- **Data**

——

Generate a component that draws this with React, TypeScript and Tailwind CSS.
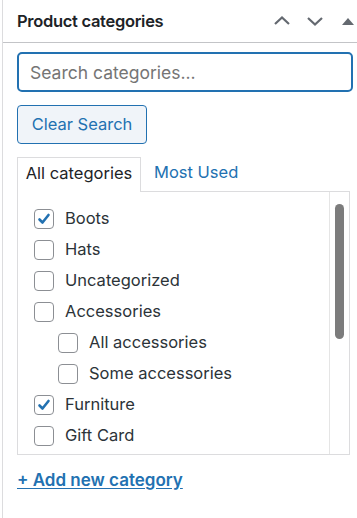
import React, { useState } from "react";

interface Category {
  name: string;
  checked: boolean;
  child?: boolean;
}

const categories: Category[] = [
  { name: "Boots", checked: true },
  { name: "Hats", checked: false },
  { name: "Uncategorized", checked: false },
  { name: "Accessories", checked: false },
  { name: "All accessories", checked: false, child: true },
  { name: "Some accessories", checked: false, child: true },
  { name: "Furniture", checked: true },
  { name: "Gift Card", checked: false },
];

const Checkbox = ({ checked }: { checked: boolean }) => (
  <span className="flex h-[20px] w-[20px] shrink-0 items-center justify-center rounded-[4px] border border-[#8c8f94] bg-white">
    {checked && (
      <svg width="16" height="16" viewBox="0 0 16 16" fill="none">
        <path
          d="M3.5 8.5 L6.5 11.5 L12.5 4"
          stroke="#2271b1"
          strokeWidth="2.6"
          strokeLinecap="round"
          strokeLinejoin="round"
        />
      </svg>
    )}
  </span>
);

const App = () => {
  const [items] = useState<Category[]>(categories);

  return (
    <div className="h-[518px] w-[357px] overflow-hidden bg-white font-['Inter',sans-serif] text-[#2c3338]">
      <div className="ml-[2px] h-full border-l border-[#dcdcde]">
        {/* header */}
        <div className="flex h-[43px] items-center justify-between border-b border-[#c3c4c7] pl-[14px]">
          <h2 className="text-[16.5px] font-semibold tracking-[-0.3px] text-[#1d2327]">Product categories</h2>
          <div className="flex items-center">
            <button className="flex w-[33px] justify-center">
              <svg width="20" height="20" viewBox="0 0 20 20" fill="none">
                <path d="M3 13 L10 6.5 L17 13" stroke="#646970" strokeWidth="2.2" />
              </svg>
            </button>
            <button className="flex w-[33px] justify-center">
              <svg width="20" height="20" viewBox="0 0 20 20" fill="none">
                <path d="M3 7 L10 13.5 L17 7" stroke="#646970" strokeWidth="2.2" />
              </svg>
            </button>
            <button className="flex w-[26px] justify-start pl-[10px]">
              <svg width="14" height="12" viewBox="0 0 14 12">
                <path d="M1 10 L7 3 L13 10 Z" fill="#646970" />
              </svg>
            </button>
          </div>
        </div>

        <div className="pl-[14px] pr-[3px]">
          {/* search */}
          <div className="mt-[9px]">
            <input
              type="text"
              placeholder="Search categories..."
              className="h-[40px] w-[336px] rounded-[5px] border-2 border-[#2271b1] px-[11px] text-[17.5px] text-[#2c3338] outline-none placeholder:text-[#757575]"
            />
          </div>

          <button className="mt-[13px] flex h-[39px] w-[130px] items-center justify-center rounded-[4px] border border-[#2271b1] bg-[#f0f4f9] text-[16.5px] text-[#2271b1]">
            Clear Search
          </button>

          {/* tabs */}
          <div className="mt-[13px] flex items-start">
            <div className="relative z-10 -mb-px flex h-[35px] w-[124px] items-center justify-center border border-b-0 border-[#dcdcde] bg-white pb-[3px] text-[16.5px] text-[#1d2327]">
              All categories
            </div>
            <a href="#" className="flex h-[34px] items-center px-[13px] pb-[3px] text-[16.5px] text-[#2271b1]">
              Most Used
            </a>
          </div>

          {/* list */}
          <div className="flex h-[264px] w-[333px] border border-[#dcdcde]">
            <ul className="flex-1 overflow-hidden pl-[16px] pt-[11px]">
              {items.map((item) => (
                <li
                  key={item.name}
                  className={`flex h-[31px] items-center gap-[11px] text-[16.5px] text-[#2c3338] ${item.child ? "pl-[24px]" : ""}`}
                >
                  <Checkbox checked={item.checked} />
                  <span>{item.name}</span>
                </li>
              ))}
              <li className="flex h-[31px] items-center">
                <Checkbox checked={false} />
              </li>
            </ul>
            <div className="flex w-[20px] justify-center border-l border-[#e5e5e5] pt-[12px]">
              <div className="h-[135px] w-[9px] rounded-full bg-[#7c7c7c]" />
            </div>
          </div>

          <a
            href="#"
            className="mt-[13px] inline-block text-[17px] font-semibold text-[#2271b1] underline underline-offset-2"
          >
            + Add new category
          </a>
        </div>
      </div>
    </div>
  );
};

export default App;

——

Every line of the data should be copied as it stands, without the images.

- **Response to this task**
Generate a component that draws this with React, TypeScript and Tailwind CSS.
import React, { useState } from "react";

interface Category {
  name: string;
  checked: boolean;
  child?: boolean;
}

const categories: Category[] = [
  { name: "Boots", checked: true },
  { name: "Hats", checked: false },
  { name: "Uncategorized", checked: false },
  { name: "Accessories", checked: false },
  { name: "All accessories", checked: false, child: true },
  { name: "Some accessories", checked: false, child: true },
  { name: "Furniture", checked: true },
  { name: "Gift Card", checked: false },
];

const Checkbox = ({ checked }: { checked: boolean }) => (
  <span className="flex h-[20px] w-[20px] shrink-0 items-center justify-center rounded-[4px] border border-[#8c8f94] bg-white">
    {checked && (
      <svg width="16" height="16" viewBox="0 0 16 16" fill="none">
        <path
          d="M3.5 8.5 L6.5 11.5 L12.5 4"
          stroke="#2271b1"
          strokeWidth="2.6"
          strokeLinecap="round"
          strokeLinejoin="round"
        />
      </svg>
    )}
  </span>
);

const App = () => {
  const [items] = useState<Category[]>(categories);

  return (
    <div className="h-[518px] w-[357px] overflow-hidden bg-white font-['Inter',sans-serif] text-[#2c3338]">
      <div className="ml-[2px] h-full border-l border-[#dcdcde]">
        {/* header */}
        <div className="flex h-[43px] items-center justify-between border-b border-[#c3c4c7] pl-[14px]">
          <h2 className="text-[16.5px] font-semibold tracking-[-0.3px] text-[#1d2327]">Product categories</h2>
          <div className="flex items-center">
            <button className="flex w-[33px] justify-center">
              <svg width="20" height="20" viewBox="0 0 20 20" fill="none">
                <path d="M3 13 L10 6.5 L17 13" stroke="#646970" strokeWidth="2.2" />
              </svg>
            </button>
            <button className="flex w-[33px] justify-center">
              <svg width="20" height="20" viewBox="0 0 20 20" fill="none">
                <path d="M3 7 L10 13.5 L17 7" stroke="#646970" strokeWidth="2.2" />
              </svg>
            </button>
            <button className="flex w-[26px] justify-start pl-[10px]">
              <svg width="14" height="12" viewBox="0 0 14 12">
                <path d="M1 10 L7 3 L13 10 Z" fill="#646970" />
              </svg>
            </button>
          </div>
        </div>

        <div className="pl-[14px] pr-[3px]">
          {/* search */}
          <div className="mt-[9px]">
            <input
              type="text"
              placeholder="Search categories..."
              className="h-[40px] w-[336px] rounded-[5px] border-2 border-[#2271b1] px-[11px] text-[17.5px] text-[#2c3338] outline-none placeholder:text-[#757575]"
            />
          </div>

          <button className="mt-[13px] flex h-[39px] w-[130px] items-center justify-center rounded-[4px] border border-[#2271b1] bg-[#f0f4f9] text-[16.5px] text-[#2271b1]">
            Clear Search
          </button>

          {/* tabs */}
          <div className="mt-[13px] flex items-start">
            <div className="relative z-10 -mb-px flex h-[35px] w-[124px] items-center justify-center border border-b-0 border-[#dcdcde] bg-white pb-[3px] text-[16.5px] text-[#1d2327]">
              All categories
            </div>
            <a href="#" className="flex h-[34px] items-center px-[13px] pb-[3px] text-[16.5px] text-[#2271b1]">
              Most Used
            </a>
          </div>

          {/* list */}
          <div className="flex h-[264px] w-[333px] border border-[#dcdcde]">
            <ul className="flex-1 overflow-hidden pl-[16px] pt-[11px]">
              {items.map((item) => (
                <li
                  key={item.name}
                  className={`flex h-[31px] items-center gap-[11px] text-[16.5px] text-[#2c3338] ${item.child ? "pl-[24px]" : ""}`}
                >
                  <Checkbox checked={item.checked} />
                  <span>{item.name}</span>
                </li>
              ))}
              <li className="flex h-[31px] items-center">
                <Checkbox checked={false} />
              </li>
            </ul>
            <div className="flex w-[20px] justify-center border-l border-[#e5e5e5] pt-[12px]">
              <div className="h-[135px] w-[9px] rounded-full bg-[#7c7c7c]" />
            </div>
          </div>

          <a
            href="#"
            className="mt-[13px] inline-block text-[17px] font-semibold text-[#2271b1] underline underline-offset-2"
          >
            + Add new category
          </a>
        </div>
      </div>
    </div>
  );
};

export default App;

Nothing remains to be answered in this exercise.